From offices on the 58th floor of the Chrysler Building in Midtown Manhattan, Mr. Weinstein runs a $5.5 billion hedge fund firm called Saba Capital Management. ("Saba" is Hebrew for "grandfatherly wisdom," a nod to his Israeli roots.) It was there, last autumn, that he noticed an aberration in the market for credit derivatives. He knew from experience what it was like to lose a lot of money at a big bank. Before starting Saba, he was responsible for a team that lost nearly $2 billion, in the depths of the financial crisis, at Deutsche Bank. Others lost even more. Last November, however, he saw that a certain index seemed to be trading out of line with the market it was supposed to track. He and his team pored through reams of data, trying to make sense of it.

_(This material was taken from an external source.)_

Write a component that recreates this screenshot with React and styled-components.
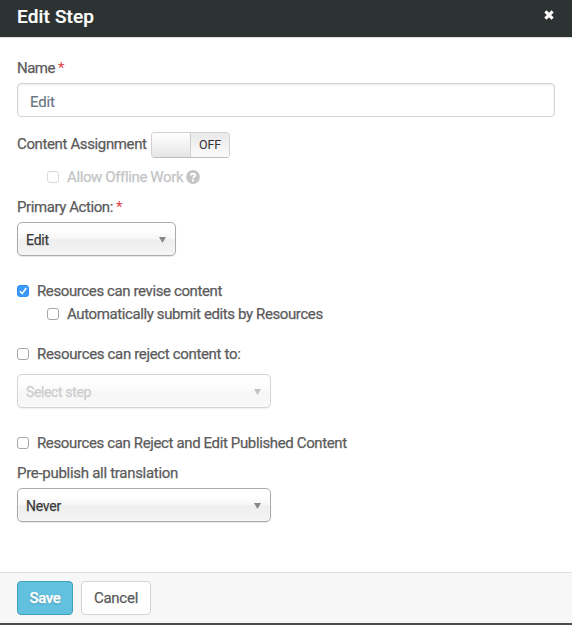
import React from "react";
import styled, { createGlobalStyle } from "styled-components";

const GlobalStyle = createGlobalStyle`
  * { box-sizing: border-box; }
  body {
    margin: 0;
    background: #fff;
    font-family: Roboto, "Liberation Sans", sans-serif;
    font-size: 15px;
    color: #5b5b5b;
  }
`;

const Dialog = styled.div`
  height: 625px;
  display: flex;
  flex-direction: column;
  background: #fff;
  border-bottom: 2px solid #4a4a4c;
  overflow: hidden;
`;

const Header = styled.header`
  height: 38px;
  flex: none;
  display: flex;
  align-items: center;
  justify-content: space-between;
  padding: 0 18px 4px 17px;
  background: #2d3332;
  border-bottom: 1px solid #dcdedd;
`;

const Title = styled.h1`
  margin: 0;
  font-size: 19px;
  font-weight: 500;
  line-height: 24px;
  letter-spacing: 0.15px;
  -webkit-text-stroke: 0.2px;
  color: #fff;
`;

const CloseButton = styled.button`
  display: flex;
  padding: 0;
  margin-top: -4px;
  border: 0;
  background: none;
`;

const Form = styled.main`
  flex: 1;
  padding: 15px 17px 0;
`;

const Text = styled.span`
  letter-spacing: ${(p) => p.$tracking ?? -0.37}px;
  -webkit-text-stroke: 0.25px;
  white-space: nowrap;
`;

const Label = styled.label`
  display: flex;
  align-items: center;
  gap: 3px;
  height: 30px;
  margin-top: ${(p) => p.$top || 0}px;
`;

const Required = styled.span`
  color: #e0444b;
`;

const NameInput = styled.input`
  display: block;
  width: 100%;
  height: 34px;
  padding: 3px 12px 0;
  border: 1px solid #d3d3d3;
  border-radius: 4px;
  box-shadow: inset 0 1px 2px rgba(0, 0, 0, 0.08);
  font: inherit;
  letter-spacing: -0.15px;
  -webkit-text-stroke: 0.2px;
  color: #6b7684;
  outline: 0;
`;

const AssignmentRow = styled.div`
  display: flex;
  align-items: center;
  gap: 4px;
  height: 26px;
  margin-top: 15px;
`;

const AssignmentLabel = styled.span`
  width: 130px;
  padding-bottom: 2px;
`;

const Toggle = styled.div`
  display: flex;
  width: 79px;
  height: 26px;
  border: 1px solid #d2d2d2;
  border-bottom-color: #bcbcbc;
  border-radius: 4px;
  overflow: hidden;
`;

const ToggleKnob = styled.span`
  width: 39px;
  border-right: 1px solid #cfcfcf;
  background: linear-gradient(#fff, #e5e5e5);
`;

const ToggleState = styled.span`
  flex: 1;
  display: flex;
  align-items: center;
  justify-content: center;
  padding-bottom: 1px;
  background: linear-gradient(#e9e9e9, #fafafa);
  font-size: 12.5px;
  letter-spacing: -0.1px;
  color: #333;
`;

const CheckRow = styled.label`
  display: flex;
  align-items: center;
  height: 20px;
  margin-top: ${(p) => p.$top}px;
  padding-left: ${(p) => (p.$nested ? 30 : 0)}px;
  color: ${(p) => (p.$disabled ? "#c3c5c6" : "inherit")};
`;

const Box = styled.span`
  display: flex;
  width: 12px;
  height: 12px;
  margin-right: 8px;
  border: 1px solid ${(p) => (p.$checked ? "#3390f7" : p.$disabled ? "#dadada" : "#a8a8a8")};
  border-radius: 3px;
  background: ${(p) => (p.$checked ? "#3b99fc" : "#fff")};
`;

const HelpIcon = styled.svg`
  margin-left: 3px;
`;

const SelectBox = styled.div`
  display: flex;
  align-items: center;
  justify-content: space-between;
  width: ${(p) => p.$width}px;
  height: 34px;
  margin-top: ${(p) => p.$top || 0}px;
  padding: 2px 9px 0 8px;
  border: 1px solid #aaa;
  border-radius: 5px;
  background: linear-gradient(#fff 20%, #f6f6f6 50%, #eee 52%, #f4f4f4 100%);
  box-shadow: 0 1px 1px rgba(0, 0, 0, 0.1), inset 0 0 2px #fff;
  font-size: 14px;
  color: #3b3b3b;
  opacity: ${(p) => (p.$disabled ? 0.5 : 1)};
`;

const SelectText = styled(Text)`
  color: ${(p) => (p.$placeholder ? "#999" : "inherit")};
`;

const Arrow = styled.svg`
  margin-bottom: 1px;
`;

const Footer = styled.footer`
  flex: none;
  display: flex;
  gap: 8px;
  height: 51px;
  padding: 8px 17px;
  border-top: 1px solid #e0e0e0;
  background: #f7f7f7;
`;

const Button = styled.button`
  width: ${(p) => p.$width}px;
  height: 34px;
  padding: 0;
  border: 1px solid ${(p) => (p.$primary ? "#409fbc" : "#d5d5d5")};
  border-radius: 4px;
  background: ${(p) => (p.$primary ? "#62c1de" : "#fff")};
  color: ${(p) => (p.$primary ? "#fff" : "#5b5b5b")};
  font: inherit;
  font-weight: ${(p) => (p.$primary ? 500 : 400)};
  text-shadow: ${(p) => (p.$primary ? "0 1px 2px rgba(0,0,0,.25)" : "none")};
`;

function Checkbox({ label, tracking, top, nested, checked, disabled, children }) {
  return (
    <CheckRow $top={top} $nested={nested} $disabled={disabled}>
      <Box $checked={checked} $disabled={disabled}>
        {checked && (
          <svg width="10" height="10" viewBox="0 0 10 10" fill="none" stroke="#fff" strokeWidth="1.6">
            <path d="M2 5.3 4.2 7.6 8.2 2" />
          </svg>
        )}
      </Box>
      <Text $tracking={tracking}>{label}</Text>
      {children}
    </CheckRow>
  );
}

function Select({ value, tracking, width, top, disabled }) {
  return (
    <SelectBox $width={width} $top={top} $disabled={disabled}>
      <SelectText $tracking={tracking} $placeholder={disabled}>{value}</SelectText>
      <Arrow width="7" height="6" viewBox="0 0 7 6">
        <path d="M0 0h7L3.5 6z" fill="#888" />
      </Arrow>
    </SelectBox>
  );
}

export default function App() {
  return (
    <>
      <GlobalStyle />
      <Dialog>
        <Header>
          <Title>Edit Step</Title>
          <CloseButton aria-label="Close">
            <svg width="10" height="10" viewBox="0 0 10 10" stroke="#fff" strokeWidth="3.2">
              <path d="M1.4 1.4 8.6 8.6M8.6 1.4 1.4 8.6" />
            </svg>
          </CloseButton>
        </Header>
        <Form>
          <Label>
            <Text $tracking={-0.5}>Name</Text>
            <Required>*</Required>
          </Label>
          <NameInput defaultValue="Edit" />
          <AssignmentRow>
            <AssignmentLabel><Text>Content Assignment</Text></AssignmentLabel>
            <Toggle>
              <ToggleKnob />
              <ToggleState>OFF</ToggleState>
            </Toggle>
          </AssignmentRow>
          <Checkbox top={9} nested disabled tracking={-0.38} label="Allow Offline Work">
            <HelpIcon width="14" height="14" viewBox="0 0 14 14">
              <circle cx="7" cy="7" r="6.9" fill="#c3c5c6" />
              <path d="M4.7 5.3C4.9 3.2 9.3 3.1 9.2 5.4 9.1 6.8 7.2 6.8 7.1 8.4" fill="none" stroke="#fff" strokeWidth="1.9" />
              <path d="M6 9.6h2v1.9H6z" fill="#fff" />
            </HelpIcon>
          </Checkbox>
          <Label $top={5}>
            <Text $tracking={-0.42}>Primary Action:</Text>
            <Required>*</Required>
          </Label>
          <Select value="Edit" tracking={-0.2} width={159} />
          <Checkbox top={25} checked tracking={-0.39} label="Resources can revise content" />
          <Checkbox top={3} nested tracking={-0.39} label="Automatically submit edits by Resources" />
          <Checkbox top={20} tracking={-0.34} label="Resources can reject content to:" />
          <Select top={10} value="Select step" width={254} disabled />
          <Checkbox top={25} label="Resources can Reject and Edit Published Content" />
          <Label $top={5}>
            <Text $tracking={-0.29}>Pre-publish all translation</Text>
          </Label>
          <Select value="Never" tracking={-0.25} width={254} />
        </Form>
        <Footer>
          <Button $primary $width={56}><Text>Save</Text></Button>
          <Button $width={70}><Text $tracking={-0.25}>Cancel</Text></Button>
        </Footer>
      </Dialog>
    </>
  );
}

It was his pick for the "best" investment idea of the moment. Mr. Weinstein recommended buying the Investment Grade Series 9 10-year Index CDS -- the same index that Mr. Iksil was shorting.

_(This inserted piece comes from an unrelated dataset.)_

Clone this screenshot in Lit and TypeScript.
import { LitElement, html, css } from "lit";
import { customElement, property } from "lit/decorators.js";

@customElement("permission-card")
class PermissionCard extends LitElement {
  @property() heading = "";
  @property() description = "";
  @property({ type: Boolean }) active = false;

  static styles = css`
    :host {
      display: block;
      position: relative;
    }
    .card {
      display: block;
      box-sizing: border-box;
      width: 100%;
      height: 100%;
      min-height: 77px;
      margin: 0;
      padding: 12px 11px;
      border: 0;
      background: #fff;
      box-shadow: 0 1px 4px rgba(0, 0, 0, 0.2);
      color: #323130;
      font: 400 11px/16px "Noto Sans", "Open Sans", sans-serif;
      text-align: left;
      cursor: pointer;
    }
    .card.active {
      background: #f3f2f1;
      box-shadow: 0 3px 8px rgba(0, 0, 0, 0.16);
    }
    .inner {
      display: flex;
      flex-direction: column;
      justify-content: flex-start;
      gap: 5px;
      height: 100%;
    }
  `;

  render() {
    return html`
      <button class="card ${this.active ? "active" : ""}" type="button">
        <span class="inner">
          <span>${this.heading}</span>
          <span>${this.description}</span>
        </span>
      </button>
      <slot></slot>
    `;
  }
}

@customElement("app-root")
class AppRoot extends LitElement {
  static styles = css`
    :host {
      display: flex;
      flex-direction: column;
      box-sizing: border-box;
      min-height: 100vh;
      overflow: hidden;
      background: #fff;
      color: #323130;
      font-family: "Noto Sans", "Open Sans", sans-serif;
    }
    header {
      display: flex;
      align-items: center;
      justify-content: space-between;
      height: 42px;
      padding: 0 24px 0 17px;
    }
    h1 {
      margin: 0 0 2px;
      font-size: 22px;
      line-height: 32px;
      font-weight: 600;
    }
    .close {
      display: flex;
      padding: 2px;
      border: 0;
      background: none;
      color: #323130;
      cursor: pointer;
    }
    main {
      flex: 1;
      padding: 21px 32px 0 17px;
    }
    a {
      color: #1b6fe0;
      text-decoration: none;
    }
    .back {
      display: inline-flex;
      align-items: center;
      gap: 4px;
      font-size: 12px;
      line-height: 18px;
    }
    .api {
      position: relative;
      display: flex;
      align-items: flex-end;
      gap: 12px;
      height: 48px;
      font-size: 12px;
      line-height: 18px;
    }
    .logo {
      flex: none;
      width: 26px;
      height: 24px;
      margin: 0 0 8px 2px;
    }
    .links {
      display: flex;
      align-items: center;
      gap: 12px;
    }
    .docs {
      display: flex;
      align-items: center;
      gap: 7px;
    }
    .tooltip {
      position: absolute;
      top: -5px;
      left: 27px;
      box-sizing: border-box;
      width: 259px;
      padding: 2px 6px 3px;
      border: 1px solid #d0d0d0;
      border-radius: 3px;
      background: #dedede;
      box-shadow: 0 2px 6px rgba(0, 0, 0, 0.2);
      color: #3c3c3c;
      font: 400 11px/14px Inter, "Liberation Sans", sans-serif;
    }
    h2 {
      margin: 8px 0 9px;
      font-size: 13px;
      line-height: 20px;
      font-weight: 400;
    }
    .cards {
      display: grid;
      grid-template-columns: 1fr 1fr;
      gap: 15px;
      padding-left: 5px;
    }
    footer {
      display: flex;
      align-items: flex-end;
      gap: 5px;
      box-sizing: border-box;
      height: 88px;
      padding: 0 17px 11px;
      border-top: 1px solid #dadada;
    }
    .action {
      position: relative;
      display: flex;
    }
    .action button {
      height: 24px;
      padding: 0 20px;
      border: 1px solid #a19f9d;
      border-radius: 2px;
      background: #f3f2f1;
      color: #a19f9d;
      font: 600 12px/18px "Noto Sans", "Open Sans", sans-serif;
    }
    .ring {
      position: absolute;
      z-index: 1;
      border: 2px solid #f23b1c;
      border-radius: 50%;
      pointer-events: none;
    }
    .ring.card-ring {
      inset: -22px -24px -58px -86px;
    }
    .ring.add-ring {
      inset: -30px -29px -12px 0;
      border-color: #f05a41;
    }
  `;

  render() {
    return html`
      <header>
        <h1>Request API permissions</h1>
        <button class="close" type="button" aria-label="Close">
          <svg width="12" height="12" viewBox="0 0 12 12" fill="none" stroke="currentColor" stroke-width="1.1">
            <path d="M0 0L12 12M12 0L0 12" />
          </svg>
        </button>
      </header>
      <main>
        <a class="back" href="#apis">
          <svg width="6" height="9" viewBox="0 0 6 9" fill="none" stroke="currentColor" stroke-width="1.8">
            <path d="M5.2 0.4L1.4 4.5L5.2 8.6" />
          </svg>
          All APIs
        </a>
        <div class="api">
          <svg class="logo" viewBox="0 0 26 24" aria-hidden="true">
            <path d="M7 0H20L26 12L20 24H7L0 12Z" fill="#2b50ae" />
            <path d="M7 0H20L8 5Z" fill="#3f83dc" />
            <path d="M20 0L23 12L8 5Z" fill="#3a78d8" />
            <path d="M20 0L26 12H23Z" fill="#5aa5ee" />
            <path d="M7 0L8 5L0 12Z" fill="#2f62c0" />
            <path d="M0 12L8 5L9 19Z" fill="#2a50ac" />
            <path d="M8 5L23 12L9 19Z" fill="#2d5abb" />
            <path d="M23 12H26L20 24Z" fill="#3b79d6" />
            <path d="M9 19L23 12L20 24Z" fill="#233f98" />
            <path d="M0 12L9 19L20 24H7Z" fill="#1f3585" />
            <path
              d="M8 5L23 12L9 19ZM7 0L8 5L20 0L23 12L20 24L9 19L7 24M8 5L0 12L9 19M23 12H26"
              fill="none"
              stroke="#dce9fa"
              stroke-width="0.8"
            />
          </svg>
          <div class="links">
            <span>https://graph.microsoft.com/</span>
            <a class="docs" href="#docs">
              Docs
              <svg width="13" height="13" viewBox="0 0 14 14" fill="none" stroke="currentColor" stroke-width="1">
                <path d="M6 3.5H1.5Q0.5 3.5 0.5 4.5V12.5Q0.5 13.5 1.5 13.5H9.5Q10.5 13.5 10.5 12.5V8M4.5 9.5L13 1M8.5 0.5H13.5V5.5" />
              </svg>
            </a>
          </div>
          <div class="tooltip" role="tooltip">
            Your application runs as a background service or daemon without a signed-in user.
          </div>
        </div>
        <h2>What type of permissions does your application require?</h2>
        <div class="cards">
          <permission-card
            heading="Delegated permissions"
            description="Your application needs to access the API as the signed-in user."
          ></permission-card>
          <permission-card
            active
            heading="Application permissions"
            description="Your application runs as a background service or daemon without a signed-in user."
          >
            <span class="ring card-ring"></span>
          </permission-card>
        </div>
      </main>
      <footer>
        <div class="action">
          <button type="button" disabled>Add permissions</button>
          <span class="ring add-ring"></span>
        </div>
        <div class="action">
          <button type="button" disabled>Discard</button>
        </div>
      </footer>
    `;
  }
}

Standoffs are not uncommon on Wall Street. An aggressive trader makes a wrongheaded bet, then doubles down to scare off competitors on the other side of the trade. Market rivals often get slapped down, unwilling to keep buying as the other side is selling, or vice versa. For traders with the backing of a major bank, like JPMorgan, the task is much easier.
But not always. Sometimes, the other side sits tight, then hits back in force. And it does so in numbers.
By January of this year, the trade against the London Whale was not going well for the hedge funds. The price of the index, as well as others, was still falling, and the losses were mounting for Mr. Weinstein and the others. But by February, it was clear that a single, big player was behind the selling. On trading desks in London and New York, everyone was talking.
the London Whale was so big that, for months, the hedge funds betting against him simply got steamrolled. One of Mr. Weinstein's funds at Saba was down 20 percent heading into May.
Then the tables began to turn, as news reports about Mr. Iksil, fed by the hedge funds, began to surface on both sides of the Atlantic. Suddenly, everyone was checking out the obscure index that Mr. Weinstein and others had seized upon.
By May, when fears over Europe's debt crisis again came to the fore, the trade reversed. The London Whale was losing. And Mr. Weinstein began to make back all of his losses -- and then some -- in a matter of weeks.
Other hedge funds were also big winners. Blue Mountain Capital and BlueCrest Capital, both created by former JPMorgan traders, were among those winners. Lucidus Capital Partners, CQS and a fund called III came out ahead, too.
INSIDE the hedge fund world, some joked that Mr. Weinstein had been able to spot the London Whale because he himself had been a whale once, too.
Mr. Weinstein was a pioneer in complex credit derivatives, latching onto them early in his tenure at Deutsche Bank, before they became the financial weapons of mass destruction that worsened the financial crisis. He was a profit machine at the bank, notching earnings in 10 of his 11 years trading there. At 27, he became one of the youngest managing directors in the bank's history. Before his book blew up, Mr. Weinstein was reportedly pulling down about $40 million a year. He exploited price discrepancies and piled leverage into his trades.
Then his team at Deutsche Bank lost $1.8 billion during the 2008 financial crisis. The trading losses ruined bonuses throughout the bank, and ruffled more than a few feathers.
He would later leave the bank and, along with 12 of his colleagues, set up Saba. Mr. Weinstein started it with $140 million -- a pittance by hedge fund standards. In the intervening years, he has outperformed his peers and managed to vacuum up assets at a time when most growing hedge funds have been struggling to hold on to what they've got. He now controls more than $5.5 billion.
The similarities between Mr. Weinstein and Mr. Iksil still resonate in the market.
"It was one whale versus another whale," one hedge fund manager said.
Those who have traded against Mr. Weinstein describe him as an aggressive trader who bets big and moves fast.